* **SOURCE DATA**:
▼
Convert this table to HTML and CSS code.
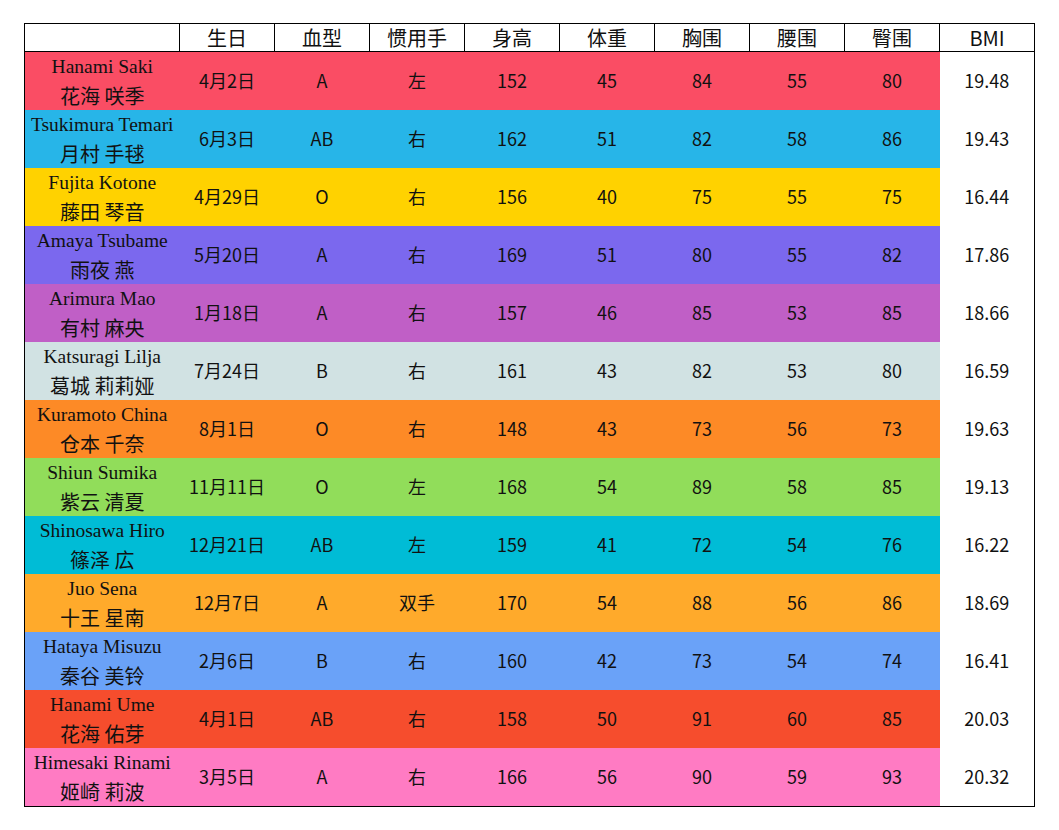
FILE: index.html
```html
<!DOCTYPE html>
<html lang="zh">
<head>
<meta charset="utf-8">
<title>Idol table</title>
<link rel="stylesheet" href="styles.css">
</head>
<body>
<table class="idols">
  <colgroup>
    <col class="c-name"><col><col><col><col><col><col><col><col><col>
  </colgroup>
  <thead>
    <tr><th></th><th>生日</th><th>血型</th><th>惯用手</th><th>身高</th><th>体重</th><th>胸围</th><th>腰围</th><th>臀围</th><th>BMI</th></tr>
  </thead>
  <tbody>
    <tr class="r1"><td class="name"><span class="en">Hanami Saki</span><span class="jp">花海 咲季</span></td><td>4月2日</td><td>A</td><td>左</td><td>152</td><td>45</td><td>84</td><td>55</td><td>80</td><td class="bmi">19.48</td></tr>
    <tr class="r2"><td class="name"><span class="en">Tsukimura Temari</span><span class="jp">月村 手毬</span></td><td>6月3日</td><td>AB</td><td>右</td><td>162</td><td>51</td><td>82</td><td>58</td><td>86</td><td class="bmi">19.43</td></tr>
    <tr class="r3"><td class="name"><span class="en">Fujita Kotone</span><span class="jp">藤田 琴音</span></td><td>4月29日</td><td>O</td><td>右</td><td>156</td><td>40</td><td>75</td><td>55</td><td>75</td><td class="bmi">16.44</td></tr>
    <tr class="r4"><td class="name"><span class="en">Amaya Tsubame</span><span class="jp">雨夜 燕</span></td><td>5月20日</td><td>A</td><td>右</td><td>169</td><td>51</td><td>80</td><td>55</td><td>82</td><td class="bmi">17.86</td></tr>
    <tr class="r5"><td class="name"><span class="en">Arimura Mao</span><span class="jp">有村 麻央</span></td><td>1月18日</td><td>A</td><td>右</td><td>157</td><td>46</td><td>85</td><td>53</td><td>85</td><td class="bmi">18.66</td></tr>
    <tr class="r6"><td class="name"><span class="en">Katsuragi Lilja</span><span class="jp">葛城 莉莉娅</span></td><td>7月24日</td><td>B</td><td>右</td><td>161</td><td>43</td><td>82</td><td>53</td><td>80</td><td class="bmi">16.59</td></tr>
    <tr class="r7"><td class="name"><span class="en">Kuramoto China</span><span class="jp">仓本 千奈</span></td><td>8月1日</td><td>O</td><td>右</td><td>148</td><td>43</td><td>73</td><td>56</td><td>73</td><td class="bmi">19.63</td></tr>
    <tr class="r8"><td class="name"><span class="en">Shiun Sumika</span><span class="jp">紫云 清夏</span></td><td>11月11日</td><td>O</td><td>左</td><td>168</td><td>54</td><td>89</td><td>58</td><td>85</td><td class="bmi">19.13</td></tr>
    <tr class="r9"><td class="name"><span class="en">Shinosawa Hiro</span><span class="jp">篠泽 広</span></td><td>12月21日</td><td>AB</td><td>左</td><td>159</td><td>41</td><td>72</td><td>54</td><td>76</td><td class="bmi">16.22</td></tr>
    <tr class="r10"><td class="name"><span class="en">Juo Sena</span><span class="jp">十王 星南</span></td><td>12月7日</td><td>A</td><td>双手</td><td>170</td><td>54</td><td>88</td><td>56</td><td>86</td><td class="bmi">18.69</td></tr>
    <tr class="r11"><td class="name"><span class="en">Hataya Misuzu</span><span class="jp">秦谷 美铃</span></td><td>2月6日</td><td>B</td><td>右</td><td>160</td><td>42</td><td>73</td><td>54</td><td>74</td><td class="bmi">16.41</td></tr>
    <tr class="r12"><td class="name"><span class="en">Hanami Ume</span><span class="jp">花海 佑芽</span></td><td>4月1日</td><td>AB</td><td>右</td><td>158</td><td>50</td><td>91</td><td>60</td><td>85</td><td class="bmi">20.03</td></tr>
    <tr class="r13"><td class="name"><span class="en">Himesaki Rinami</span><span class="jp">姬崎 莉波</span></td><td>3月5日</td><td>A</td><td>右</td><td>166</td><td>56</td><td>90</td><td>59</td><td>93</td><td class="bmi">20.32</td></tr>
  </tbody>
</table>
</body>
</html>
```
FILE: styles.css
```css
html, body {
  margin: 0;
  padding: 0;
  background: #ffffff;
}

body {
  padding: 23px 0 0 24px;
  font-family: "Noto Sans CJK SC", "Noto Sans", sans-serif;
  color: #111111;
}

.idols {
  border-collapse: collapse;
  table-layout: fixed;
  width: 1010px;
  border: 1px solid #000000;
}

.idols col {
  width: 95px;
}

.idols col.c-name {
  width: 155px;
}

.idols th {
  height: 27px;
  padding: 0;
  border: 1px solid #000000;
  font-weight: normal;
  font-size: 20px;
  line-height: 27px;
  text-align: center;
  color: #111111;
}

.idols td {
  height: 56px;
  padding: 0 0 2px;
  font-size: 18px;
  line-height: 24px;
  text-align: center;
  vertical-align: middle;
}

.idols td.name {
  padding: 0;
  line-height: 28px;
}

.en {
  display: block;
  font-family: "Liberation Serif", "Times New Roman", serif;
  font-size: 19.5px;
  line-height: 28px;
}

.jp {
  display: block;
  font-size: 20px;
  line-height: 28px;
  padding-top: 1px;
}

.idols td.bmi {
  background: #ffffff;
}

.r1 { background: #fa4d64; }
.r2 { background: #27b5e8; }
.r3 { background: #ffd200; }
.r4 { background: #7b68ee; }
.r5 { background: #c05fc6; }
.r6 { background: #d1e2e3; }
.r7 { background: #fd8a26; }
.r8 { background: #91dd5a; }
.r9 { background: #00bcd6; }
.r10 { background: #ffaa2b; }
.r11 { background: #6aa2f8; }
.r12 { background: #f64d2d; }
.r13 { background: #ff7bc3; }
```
▲
* **STATED GOAL**: Scan the material for lines with the word "table", and copy each line you find.

* **ANSWER TO THE TASK**:
Convert this table to HTML and CSS code.
<title>Idol table</title>
<table class="idols">
</table>
  table-layout: fixed;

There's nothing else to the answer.